I have photos in Google Earth of the main Memorial sites, plus a lot of more general stuff around Honiara.
Use VWKombi to find my photos in Panoramio or browse the collection in google earth
Jimbo says:
September 28, 2010 at 6:07 pm Atolls exist in a delicate balance between new sand and coral rubble being added from the reef, and sand and rubble being eroded by wind and wave back into the sea.”
ENN
AND
“Atolls are created by sea level rise, not destroyed by sea level rise.”
Willis Eschenbach – WUWT

There is also the replenishment of sand by the reef fish, predominately Parrot Fish, as Willis and Jennifer Maharosy have pointed out.
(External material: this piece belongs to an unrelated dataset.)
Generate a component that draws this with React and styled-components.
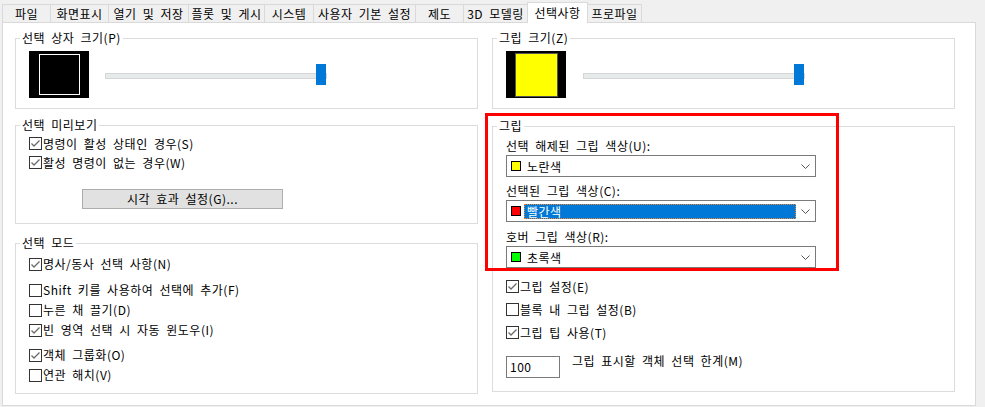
import styled, { createGlobalStyle, css } from "styled-components";

const GlobalStyle = createGlobalStyle`
  html, body { margin: 0; padding: 0; background: #f0f0f0; }
  body {
    font-family: "Noto Sans CJK KR", "Noto Sans", sans-serif;
    font-size: 12px;
    color: #000;
    letter-spacing: 0.5px;
    word-spacing: 3px;
  }
  * { box-sizing: border-box; }
`;

const Window = styled.div`
  width: 985px;
  height: 407px;
  padding: 2px 0 0 2px;
  background: #f0f0f0;
  overflow: hidden;
`;

const TabStrip = styled.div`
  display: flex;
  align-items: flex-end;
  height: 20px;
`;

const Tab = styled.div`
  position: relative;
  z-index: ${(p) => (p.$active ? 2 : 0)};
  display: flex;
  align-items: center;
  justify-content: center;
  width: ${(p) => p.$w}px;
  height: ${(p) => (p.$active ? 21 : 18)}px;
  margin-left: ${(p) => (p.$first ? 0 : -1)}px;
  margin-bottom: ${(p) => (p.$active ? -1 : 0)}px;
  border: 1px solid #d9d9d9;
  border-bottom: none;
  background: ${(p) => (p.$active ? "#fff" : "#f0f0f0")};
  line-height: 14px;
  white-space: nowrap;
`;

const Panel = styled.div`
  display: flex;
  gap: 14px;
  width: 974px;
  height: 384px;
  padding-left: 12px;
  border: 1px solid #d9d9d9;
  background: #fff;
`;

const Column = styled.div`
  position: relative;
  display: flex;
  flex-direction: column;
  width: 463px;
`;

const Group = styled.fieldset`
  margin: ${(p) => p.$mt}px 0 0;
  padding: 0;
  min-width: 0;
  border: 1px solid #dcdcdc;
`;

const Legend = styled.legend`
  margin-left: 4px;
  padding: 0 2px;
  line-height: 14px;
`;

const SizeRow = styled.div`
  display: flex;
  align-items: center;
  padding: 6px 0 10px 13px;
`;

const Preview = styled.div`
  display: flex;
  align-items: center;
  justify-content: center;
  width: 60px;
  height: 47px;
  background: #000;
  flex: none;
`;

const PickBox = styled.div`
  width: 41px;
  height: 41px;
  border: 1px solid #fff;
`;

const GripBox = styled.div`
  width: 43px;
  height: 44px;
  border: 1px solid #555;
  background: #ffff00;
`;

const Slider = styled.div`
  position: relative;
  display: flex;
  justify-content: flex-end;
  align-items: center;
  width: 222px;
  height: 21px;
  margin-left: ${(p) => p.$ml}px;
  padding-right: 1px;

  &::before {
    content: "";
    position: absolute;
    left: 0;
    right: 0;
    top: 9px;
    height: 4px;
    border: 1px solid #d6d6d6;
    background: #e7eaea;
  }
`;

const Thumb = styled.div`
  position: relative;
  width: 10px;
  height: 21px;
  background: #0078d7;
`;

const Body = styled.div`
  display: flex;
  flex-direction: column;
  align-items: flex-start;
  padding: ${(p) => p.$pad};
`;

const CheckRow = styled.div`
  display: flex;
  align-items: center;
  height: ${(p) => p.$h || 20}px;
  margin-top: ${(p) => p.$mt || 0}px;
  line-height: 14px;
  white-space: nowrap;
`;

const Box = styled.span`
  display: flex;
  align-items: center;
  justify-content: center;
  flex: none;
  width: 13px;
  height: 13px;
  margin-right: 1px;
  border: 1px solid #333;
  background: #fff;
`;

const Button = styled.div`
  display: flex;
  align-items: center;
  justify-content: center;
  width: 201px;
  height: 20px;
  margin: 17px 0 0 53px;
  border: 1px solid #adadad;
  background: #e1e1e1;
  line-height: 14px;
`;

const FieldLabel = styled.div`
  margin: ${(p) => p.$mt || 0}px 0 2px;
  line-height: 14px;
`;

const Combo = styled.div`
  display: flex;
  align-items: center;
  width: 310px;
  height: 22px;
  padding-left: 4px;
  border: 1px solid #7a7a7a;
  background: #fff;
`;

const Swatch = styled.span`
  flex: none;
  width: 10px;
  height: 10px;
  margin-right: 3px;
  border: 1px solid #000;
  background: ${(p) => p.$color};
`;

const ComboValue = styled.span`
  flex: 1;
  height: 15px;
  padding-left: 2px;
  line-height: 13px;
  border: 1px solid transparent;
  ${(p) =>
    p.$selected &&
    css`
      background: #0078d7;
      color: #fff;
      border: 1px dotted #f8872c;
    `}
`;

const Arrow = styled.span`
  display: flex;
  justify-content: center;
  width: 19px;
  flex: none;
`;

const NumRow = styled.div`
  display: flex;
  align-items: flex-start;
  margin-top: 12px;
`;

const NumInput = styled.div`
  display: flex;
  align-items: center;
  width: 54px;
  height: 22px;
  padding-left: 3px;
  border: 1px solid #7a7a7a;
  line-height: 14px;
`;

const NumLabel = styled.div`
  margin: -2px 0 0 12px;
  line-height: 14px;
`;

const Marker = styled.div`
  position: absolute;
  left: -7px;
  top: 90px;
  width: 354px;
  height: 158px;
  border: 3px solid #ff0000;
  pointer-events: none;
`;

const tabs = [
  ["파일", 49],
  ["화면표시", 59],
  ["열기 및 저장", 81],
  ["플롯 및 게시", 77],
  ["시스템", 50],
  ["사용자 기본 설정", 103],
  ["제도", 49],
  ["3D 모델링", 65],
  ["선택사항", 61, true],
  ["프로파일", 55],
];

function Check({ checked, children, h, mt }) {
  return (
    <CheckRow $h={h} $mt={mt}>
      <Box>
        {checked && (
          <svg width="11" height="11" viewBox="0 0 11 11">
            <polyline
              points="1.5,5.5 4,8 9.5,2.5"
              fill="none"
              stroke="#6a6a6a"
              strokeWidth="1.3"
            />
          </svg>
        )}
      </Box>
      {children}
    </CheckRow>
  );
}

function ColorCombo({ color, label, selected }) {
  return (
    <Combo>
      <Swatch $color={color} />
      <ComboValue $selected={selected}>{label}</ComboValue>
      <Arrow>
        <svg width="9" height="5" viewBox="0 0 9 5">
          <polyline points="0.5,0.5 4.5,4.5 8.5,0.5" fill="none" stroke="#555" />
        </svg>
      </Arrow>
    </Combo>
  );
}

export default function App() {
  return (
    <Window>
      <GlobalStyle />
      <TabStrip>
        {tabs.map(([name, w, active], i) => (
          <Tab key={name} $w={w} $active={active} $first={i === 0}>
            {name}
          </Tab>
        ))}
      </TabStrip>
      <Panel>
        <Column>
          <Group $mt={8}>
            <Legend>선택 상자 크기(P)</Legend>
            <SizeRow>
              <Preview>
                <PickBox />
              </Preview>
              <Slider $ml={16}>
                <Thumb />
              </Slider>
            </SizeRow>
          </Group>

          <Group $mt={9}>
            <Legend>선택 미리보기</Legend>
            <Body $pad="2px 0 14px 13px">
              <Check checked h={19}>명령이 활성 상태인 경우(S)</Check>
              <Check checked h={19}>활성 명령이 없는 경우(W)</Check>
              <Button>시각 효과 설정(G)...</Button>
            </Body>
          </Group>

          <Group $mt={12}>
            <Legend>선택 모드</Legend>
            <Body $pad="4px 0 8px 13px">
              <Check checked>명사/동사 선택 사항(N)</Check>
              <Check mt={6}>Shift 키를 사용하여 선택에 추가(F)</Check>
              <Check>누른 채 끌기(D)</Check>
              <Check checked>빈 영역 선택 시 자동 윈도우(I)</Check>
              <Check checked mt={5}>객체 그룹화(O)</Check>
              <Check>연관 해치(V)</Check>
            </Body>
          </Group>
        </Column>

        <Column>
          <Group $mt={8}>
            <Legend>그립 크기(Z)</Legend>
            <SizeRow>
              <Preview>
                <GripBox />
              </Preview>
              <Slider $ml={17}>
                <Thumb />
              </Slider>
            </SizeRow>
          </Group>

          <Group $mt={10}>
            <Legend>그립</Legend>
            <Body $pad="6px 0 13px 13px">
              <FieldLabel>선택 해제된 그립 색상(U):</FieldLabel>
              <ColorCombo color="#ffff00" label="노란색" />
              <FieldLabel $mt={7}>선택된 그립 색상(C):</FieldLabel>
              <ColorCombo color="#ff0000" label="빨간색" selected />
              <FieldLabel $mt={8}>호버 그립 색상(R):</FieldLabel>
              <ColorCombo color="#00ff00" label="초록색" />
              <Check checked h={23} mt={7}>그립 설정(E)</Check>
              <Check h={23}>블록 내 그립 설정(B)</Check>
              <Check checked h={23}>그립 팁 사용(T)</Check>
              <NumRow>
                <NumInput>100</NumInput>
                <NumLabel>그립 표시할 객체 선택 한계(M)</NumLabel>
              </NumRow>
            </Body>
          </Group>
          <Marker />
        </Column>
      </Panel>
    </Window>
  );
}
Unfortunately, the coral reefs around Honiara and most of the inhabited areas of Solomons have been fished out, and there is a distinct lack of concern due to the windfall that is coming our way from AGW payments.
Which will have the effect of crippling this country even further and not providing what is needed, such as reliable and cheap electricity, clean water supplies, and education.

Evan Jones
Editor
September 28, 2010 7:27 pm

First thing I did was go to Goog Earth and establish it was a CRN2. Then I read the rest of the article.
Then I got to thinking that every CRN1 site in the entire USHCN is in an airport . . .
REPLY: Except for Cheyenne Wells, the only CRS that is a CRN1 – Anthony

Patrick Davis
September 28, 2010 8:42 pm

“Curiousgeorge says:
September 28, 2010 at 6:40 pm
Perhaps someone could stand at the station during a few of these taxi evolutions with a instant reading thermometer and let us know the result.”
Exactly the point I was going to make. This can be tested, measured, verified and duplicated without bias. So far every bit of data, every document, every computer model, every statement from Govn’ts and the IPCC supporting the HYP(E)othesis that C02 is driving climate disruption cannot be tested, measured, verified and duplicated without bias.

Editor
September 28, 2010 8:46 pm

Jets started taking over medium and long-term aviation in the late 1950’s (think Boeing 707 and Douglas DC-8) and cemented that dominance by the mid 1960’s. It would be interesting to compare temperature trends from 1955 to 1965 at major airports versus nearby rural sites.

Neil Jones
September 28, 2010 10:20 pm

The issue is how far could the exhaust reach?

Baa Humbug
September 28, 2010 10:58 pm

Looking at the sequential photos, the clouds are moving left to right, so on this occasion, the jet exhaust maybe pushed away from the S Screen.
What happens when the wind is from the other direction??
But then again, we’ve been told ad nauseum that UHI effects are minimal, if anything they are negative. Just ask over at Skeptical Science, they’ll tell ya.